In a very strange way, I have fallen into researching and writing a novel. And it isn’t the novel I thought I’d write first; something more directly arcane was the intended launch/debut.

Before what I believe to be a compelling story emerged, I had been musing on a fictional timeline for some themes that have always been of interest. The plan was to track the concepts of justice (diké), hope (elpis), and equality (isotés) back to the Dawn of the Heroic Age, i.e., the aftermath of the Flood. In Ancient Greek belief, the story of Noah was equivalent to the Deluge of Deucalion.

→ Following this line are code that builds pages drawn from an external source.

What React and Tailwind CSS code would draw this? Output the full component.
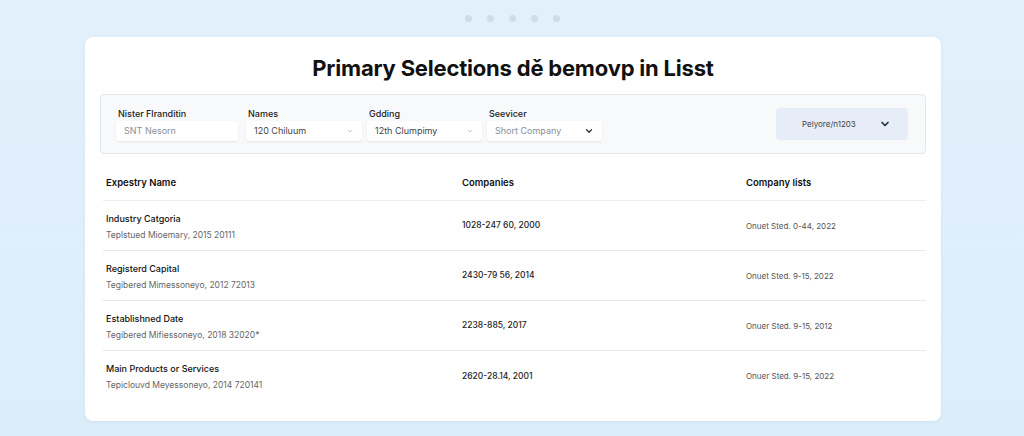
import React from 'react';
import { ChevronDown } from 'lucide-react';

const fields = [
  { label: 'Nister Flranditin', value: 'SNT Nesorn', box: 'w-[122px]', chevron: false, muted: true },
  { label: 'Names', value: '120 Chiluum', box: 'w-[116px] ml-[8px]', chevron: true },
  { label: 'Gdding', value: '12th Clumpimy', box: 'w-[115px] ml-[5px]', chevron: true },
  { label: 'Seevicer', value: 'Short Company', box: 'w-[115px] ml-[5px]', chevron: true, dark: true, muted: true },
];

const rows = [
  { name: 'Industry Catgoria', sub: 'Teplstued Mioemary, 2015 20111', value: '1028-247 60, 2000', list: 'Onuet Sted. 0-44, 2022' },
  { name: 'Registerd Capital', sub: 'Tegibered Mimessoneyo, 2012 72013', value: '2430-79 56, 2014', list: 'Onuet Sted. 9-15, 2022' },
  { name: 'Establishned Date', sub: 'Tegibered Mifiessoneyo, 2018 32020*', value: '2238-885, 2017', list: 'Onuer Sted. 9-15, 2012' },
  { name: 'Main Products or Services', sub: 'Tepiclouvd Meyessoneyo, 2014 720141', value: '2620-28.14, 2001', list: 'Onuer Sted. 9-15, 2022' },
];

const App = () => {
  return (
    <div className="h-[436px] w-full overflow-hidden bg-gradient-to-b from-[#e2f0fb] to-[#dcedfa] font-['Inter',sans-serif]">
      {/* Faint dots on top */}
      <div className="flex justify-center gap-[15px] pt-[15px] h-[37px]">
        {[0, 1, 2, 3, 4].map((i) => (
          <span key={i} className="h-[7px] w-[7px] rounded-full bg-[#cddde9]" />
        ))}
      </div>

      {/* Card */}
      <div className="mx-[85px] w-[856px] h-[384px] rounded-[8px] bg-white shadow-[0_1px_3px_rgba(120,150,180,0.15)] px-[15px] pt-[18px]">
        <h1 className="text-center text-[22px] leading-[26px] font-bold tracking-[-0.2px] text-[#111] mb-[13px]">
          Primary Selections dě bemovp in Lisst
        </h1>

        {/* Filter panel */}
        <div className="flex items-center h-[60px] rounded-[4px] border border-[#e3e8ee] bg-[#f7f9fb] pl-[15px] pr-[17px]">
          <div className="flex">
            {fields.map((f) => (
              <div key={f.label} className={`${f.box} flex flex-col`}>
                <span className="text-[9px] leading-[12px] font-medium text-[#222] pl-[2px] mb-[1px]">{f.label}</span>
                <div className="flex items-center justify-between h-[20px] rounded-[3px] bg-white shadow-[0_1px_2px_rgba(0,0,0,0.08)] pl-[8px] pr-[8px]">
                  <span className={`text-[9px] ${f.muted ? 'text-[#8a8f96]' : 'text-[#444]'}`}>{f.value}</span>
                  {f.chevron && (
                    <ChevronDown
                      className={f.dark ? 'h-[10px] w-[10px] text-[#333]' : 'h-[8px] w-[8px] text-[#aaa]'}
                      strokeWidth={f.dark ? 3 : 2}
                    />
                  )}
                </div>
              </div>
            ))}
          </div>
          <div className="ml-auto flex items-center justify-between h-[32px] w-[132px] rounded-[4px] bg-[#e6ecf8] pl-[26px] pr-[17px]">
            <span className="text-[8px] text-[#444]">Pelyore/n1203</span>
            <ChevronDown className="h-[12px] w-[12px] text-[#2b3340]" strokeWidth={3.5} />
          </div>
        </div>

        {/* Table */}
        <div className="ml-[3px]">
          <div className="grid grid-cols-[356px_284px_1fr] items-end h-[47px] pb-[10px] border-b border-[#eceef1] pl-[3px]">
            <span className="text-[9.5px] font-semibold text-[#111]">Expestry Name</span>
            <span className="text-[9.5px] font-semibold text-[#111]">Companies</span>
            <span className="text-[9.5px] font-semibold text-[#111]">Company lists</span>
          </div>
          {rows.map((r, i) => (
            <div
              key={r.name}
              className={`grid grid-cols-[356px_284px_1fr] items-center h-[50px] pl-[3px] ${i < rows.length - 1 ? 'border-b border-[#e6e8eb]' : ''}`}
            >
              <div className="flex flex-col pt-[1px]">
                <span className="text-[9px] leading-[13px] font-medium text-[#111]">{r.name}</span>
                <span className="text-[8.5px] leading-[12px] mt-[4px] text-[#666]">{r.sub}</span>
              </div>
              <span className="text-[8.5px] font-medium text-[#222]">{r.value}</span>
              <span className="text-[8px] text-[#555]">{r.list}</span>
            </div>
          ))}
        </div>
      </div>
    </div>
  );
};

export default App;
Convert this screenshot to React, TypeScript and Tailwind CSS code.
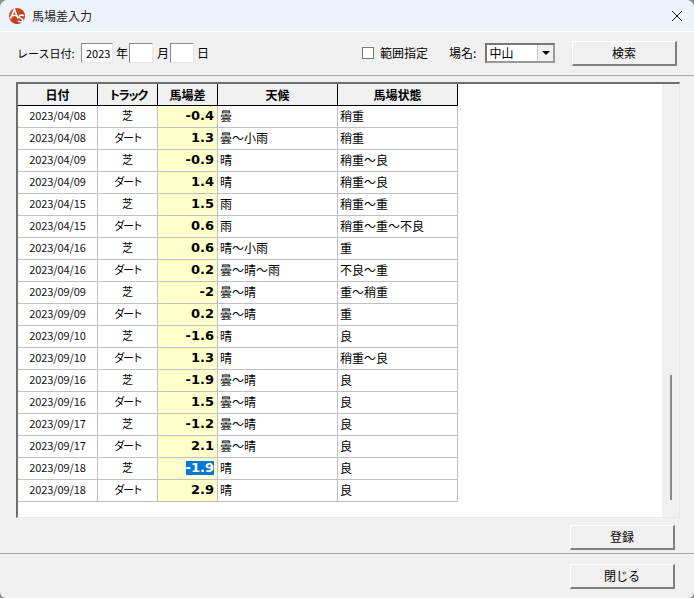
const rows = [
  ["2023/04/08", "芝", "-0.4", "曇", "稍重"],
  ["2023/04/08", "ダート", "1.3", "曇〜小雨", "稍重"],
  ["2023/04/09", "芝", "-0.9", "晴", "稍重〜良"],
  ["2023/04/09", "ダート", "1.4", "晴", "稍重〜良"],
  ["2023/04/15", "芝", "1.5", "雨", "稍重〜重"],
  ["2023/04/15", "ダート", "0.6", "雨", "稍重〜重〜不良"],
  ["2023/04/16", "芝", "0.6", "晴〜小雨", "重"],
  ["2023/04/16", "ダート", "0.2", "曇〜晴〜雨", "不良〜重"],
  ["2023/09/09", "芝", "-2", "曇〜晴", "重〜稍重"],
  ["2023/09/09", "ダート", "0.2", "曇〜晴", "重"],
  ["2023/09/10", "芝", "-1.6", "晴", "良"],
  ["2023/09/10", "ダート", "1.3", "晴", "稍重〜良"],
  ["2023/09/16", "芝", "-1.9", "曇〜晴", "良"],
  ["2023/09/16", "ダート", "1.5", "曇〜晴", "良"],
  ["2023/09/17", "芝", "-1.2", "曇〜晴", "良"],
  ["2023/09/17", "ダート", "2.1", "曇〜晴", "良"],
  ["2023/09/18", "芝", "-1.9", "晴", "良"],
  ["2023/09/18", "ダート", "2.9", "晴", "良"],
];

const headers = ["日付", "トラック", "馬場差", "天候", "馬場状態"];
const widths = ["w-[80px]", "w-[60px]", "w-[60px]", "w-[120px]", "w-[120px]"];

const Btn = ({ label, cls }: { label: string; cls: string }) => (
  <button className={`h-[25px] w-[105px] bg-[#f0f0f0] border border-t-white border-l-white border-r-[#808080] border-b-[#808080] border-r-2 border-b-2 text-[12px] text-black ${cls}`}>
    {label}
  </button>
);

const DateBox = ({ value, w }: { value?: string; w: string }) => (
  <div className={`h-[20px] ${w} bg-white border border-t-[#8a8a8a] border-l-[#8a8a8a] border-r-[#e8e8e8] border-b-[#e8e8e8] text-[11px] leading-[18px] pl-[4px]`}>
    {value}
  </div>
);

export default function App() {
  return (
    <div className="w-[694px] h-[598px] overflow-hidden bg-[#8c8c8c]" style={{ fontFamily: '"Noto Sans CJK JP", "Liberation Sans", sans-serif' }}>
      <div className="w-full h-full flex flex-col rounded-t-[8px] rounded-b-[6px] overflow-hidden bg-[#f0f0f0] text-[12px] text-black">
        {/* title bar */}
        <div className="h-[32px] shrink-0 bg-[#eef2fa] border-b border-white flex items-center pl-[9px] pr-[11px]">
          <svg width="16" height="16" viewBox="0 0 16 16">
            <defs>
              <linearGradient id="logo" x1="0" y1="0" x2="1" y2="1">
                <stop offset="0" stopColor="#e8541c" />
                <stop offset="1" stopColor="#a8301a" />
              </linearGradient>
            </defs>
            <circle cx="8" cy="8" r="8" fill="url(#logo)" />
            <path d="M1.5 10.5 L5.5 1.5 L9 10.5 M3 7.5 H7.8" fill="none" stroke="#fff" strokeWidth="1.7" />
            <path d="M15 8 C13.5 6.6 10 7 10.2 9 C10.4 10.8 14 10.3 13.9 12.2 C13.8 14 10.4 14.2 8.8 12.8" fill="none" stroke="#fff" strokeWidth="1.6" />
          </svg>
          <span className="ml-[7px] text-[12px] text-[#222]">馬場差入力</span>
          <svg className="ml-auto" width="12" height="12" viewBox="0 0 12 12">
            <path d="M1 1 L11 11 M11 1 L1 11" stroke="#222" strokeWidth="1" fill="none" />
          </svg>
        </div>

        {/* search row */}
        <div className="h-[44px] shrink-0 border-b border-[#a8a8a8] flex items-center pl-[17px] pr-[17px] pb-[1px]">
          <span className="w-[64px] text-[11px]">レース日付:</span>
          <DateBox value="2023" w="w-[32px]" />
          <span className="ml-[3px] mr-[1px]">年</span>
          <DateBox w="w-[24px]" />
          <span className="ml-[4px] mr-[1px]">月</span>
          <DateBox w="w-[24px]" />
          <span className="ml-[3px]">日</span>
          <div className="ml-[153px] w-[12px] h-[12px] bg-white border border-[#777]" />
          <span className="ml-[6px]">範囲指定</span>
          <span className="ml-[21px]">場名:</span>
          <div className="ml-[9px] w-[70px] h-[20px] bg-white border-2 border-t-[#777] border-l-[#777] border-r-[#999] border-b-[#999] flex items-center justify-between pl-[2px]">
            <span className="text-[12px]">中山</span>
            <div className="w-[16px] h-[16px] bg-[#f0f0f0] border-l border-[#ccc] flex items-center justify-center">
              <div className="w-0 h-0 border-x-[4px] border-x-transparent border-t-[4px] border-t-black" />
            </div>
          </div>
          <Btn label="検索" cls="ml-auto" />
        </div>

        {/* grid */}
        <div className="ml-[16px] mt-[6px] w-[664px] h-[436px] shrink-0 flex bg-white border-t-2 border-l-2 border-[#6e6e6e] border-r border-b border-r-[#e8e8e8] border-b-[#e8e8e8]">
          <div className="flex-1 min-w-0">
            <div className="flex h-[22px]">
              {headers.map((h, i) => (
                <div key={h} className={`${widths[i]} bg-[#f0f0f0] border-r border-b border-black flex items-center justify-center font-bold text-[12px] ${h === "トラック" ? "tracking-[-2.5px]" : ""}`}>
                  {h}
                </div>
              ))}
            </div>
            {rows.map((r, idx) => (
              <div key={idx} className="flex h-[22px]">
                <div className="w-[80px] pb-[2px] border-r border-b border-[#c0c0c0] flex items-center justify-center text-[11px] tracking-[-0.1px] text-[#111]">{r[0]}</div>
                <div className={`w-[60px] pb-[2px] border-r border-b border-[#c0c0c0] flex items-center justify-center text-[11px] ${r[1] === "ダート" ? "tracking-[-2px]" : ""}`}>{r[1]}</div>
                <div className="w-[60px] pb-[1px] bg-[#ffffcc] border-r border-b border-[#c0c0c0] flex items-center justify-end pr-[3px] font-bold text-[13px]" style={{ fontFamily: '"DejaVu Sans", sans-serif' }}>
                  {idx === 16 ? <span className="bg-[#0078d7] text-white leading-[14px]">{r[2]}</span> : r[2]}
                </div>
                <div className="w-[120px] pb-[2px] border-r border-b border-[#c0c0c0] flex items-center pl-[2px] text-[12px]">{r[3]}</div>
                <div className="w-[120px] pb-[2px] border-r border-b border-[#c0c0c0] flex items-center pl-[2px] text-[12px]">{r[4]}</div>
              </div>
            ))}
          </div>
          {/* scrollbar */}
          <div className="w-[17px] bg-[#f0f0f0] flex justify-center items-start pt-[291px]">
            <div className="w-[2px] h-[125px] bg-[#8a8a8a]" />
          </div>
        </div>

        <div className="flex justify-end pr-[19px] pt-[7px] pb-[3px]">
          <Btn label="登録" cls="" />
        </div>
        <div className="border-t border-[#a8a8a8] flex justify-end pr-[19px] pt-[10px]">
          <Btn label="閉じる" cls="" />
        </div>
      </div>
    </div>
  );
}
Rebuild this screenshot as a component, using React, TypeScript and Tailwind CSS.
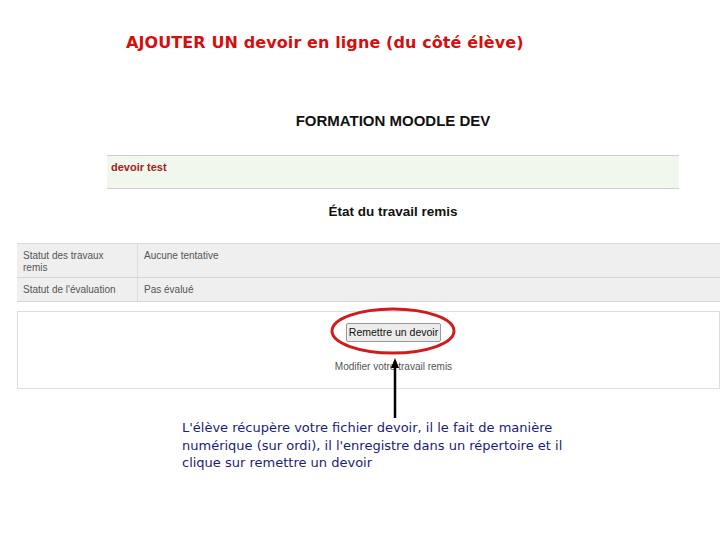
import React from "react";

export default function App() {
  return (
    <div className="relative w-[720px] h-[540px] bg-white overflow-hidden font-['Liberation_Sans',Arial,sans-serif]">
      <div className="pt-[33px] pl-[126px] h-[100px]">
        <div className="text-[#d40f0f] font-bold text-[16px] leading-[20px] font-['DejaVu_Sans',sans-serif] tracking-[0.1px]">
          AJOUTER UN devoir en ligne (du côté élève)
        </div>
      </div>
      <div className="pt-[12px] h-[55px] flex justify-center pl-[66px]">
        <div className="text-[15px] font-bold text-[#111] leading-[18px]">FORMATION MOODLE DEV</div>
      </div>
      <div className="ml-[107px] w-[572px] h-[34px] bg-[#f1f7ec] border-y border-[#cfcfcf] pl-[4px] pt-[4px]">
        <div className="text-[11px] font-bold text-[#a3201e] leading-[14px]">devoir test</div>
      </div>
      <div className="h-[54px] flex justify-center pl-[66px] pt-[15px]">
        <div className="text-[13.5px] font-bold text-[#111] leading-[16px]">État du travail remis</div>
      </div>
      <div className="ml-[17px] w-[703px] border-t border-[#dcdcdc] text-[10px] text-[#555] leading-[12px]">
        <div className="flex h-[34px] bg-[#efefef] border-b border-[#d6d6d6]">
          <div className="w-[121px] border-r border-[#dcdcdc] px-[6px] pt-[6px]">Statut des travaux<br />remis</div>
          <div className="px-[6px] pt-[6px]">Aucune tentative</div>
        </div>
        <div className="flex h-[24px] bg-[#efefef] border-b border-[#d6d6d6]">
          <div className="w-[121px] border-r border-[#dcdcdc] px-[6px] pt-[6px]">Statut de l'évaluation</div>
          <div className="px-[6px] pt-[6px]">Pas évalué</div>
        </div>
      </div>
      <div className="ml-[17px] mt-[9px] w-[703px] h-[78px] border border-[#dedede] flex flex-col items-center pl-[50px]">
        <div className="mt-[11px] h-[19px] px-[2px] border border-[#9a9a9a] bg-[#ececec] rounded-[2px] text-[10.5px] leading-[17px] text-[#111]">
          Remettre un devoir
        </div>
        <div className="mt-[19px] text-[10px] leading-[12px] text-[#555]">Modifier votre travail remis</div>
      </div>
      <div className="ml-[182px] mt-[30px] text-[13px] leading-[17.5px] text-[#1c1c78] font-['DejaVu_Sans',sans-serif]">
        L'élève récupère votre fichier devoir, il le fait de manière<br />
        numérique (sur ordi), il l'enregistre dans un répertoire et il<br />
        clique sur remettre un devoir
      </div>
      <svg className="absolute left-0 top-0" width="720" height="540" viewBox="0 0 720 540">
        <ellipse cx="393" cy="331" rx="61" ry="22" fill="none" stroke="#d11c1c" strokeWidth="3" />
        <line x1="395" y1="418" x2="395" y2="366" stroke="#000" strokeWidth="2.5" />
        <polygon points="395,358 391,368 399,368" fill="#000" />
      </svg>
    </div>
  );
}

I think I expected the center of the myths to fall in Athens or Corinth but Thebes became the focus, a city-state described as the “anti-Athens”. It was a quote from the fragments Sophocles that metaphorically caught my eye: “At Thebes alone do mortal women bear immortal gods.” It is a reference to the sons of Semele and Antiope – Dionysus and Heracles, respectively.

Some assumptions had to be made:

• In the Greek version, how many years ago did the Deluge happen?

• How long is a generation?

• Was the father of Dionysus Asopus or Zeus?

• How long after the Flood did the Argonauts sail and did Heracles really travel with them?

And so on…

The timeline rather quickly became both an outline of concept tracking and a tool of projection into the future. What will justice, hope, and equality mean in the distant future? With that thought, the novel began to haunt me – and then compel.

One character stood out in the timeline I was crafting. He has almost always been, in essence, the leader of the Chorus and never the lead. Teiresias, the famous blind seer, quickly became the fulcrum of the timeline – past to future – and the central character.

But his (or her) mythology is about as consistent as any other story Ancient Greek oral tradition presented. It isn’t possible to craft a unified lineage and timeline from Prometheus bringing fire to mortals through to the Fall of Troy. And with Teiresias there are conflicting accounts about whether he was born male or female, how he or she became blind, and how many children the prophet may have had (and by/with whom).

I had to give my own account regardless of whether Plato and Homer would agree.


And what have I learned at this point in this exploration?

• What will writing a novel do to me? –  As mindful of Diké, Elpis, and Isotés as I may be, I can always do better.

• Don’t get distracted. – If most of the action is set in Thebes, don’t worry about what’s happening in Endor.

• Write my own story. – If the novel’s premise involves denying some of the “established lore” – stick to what the story requires.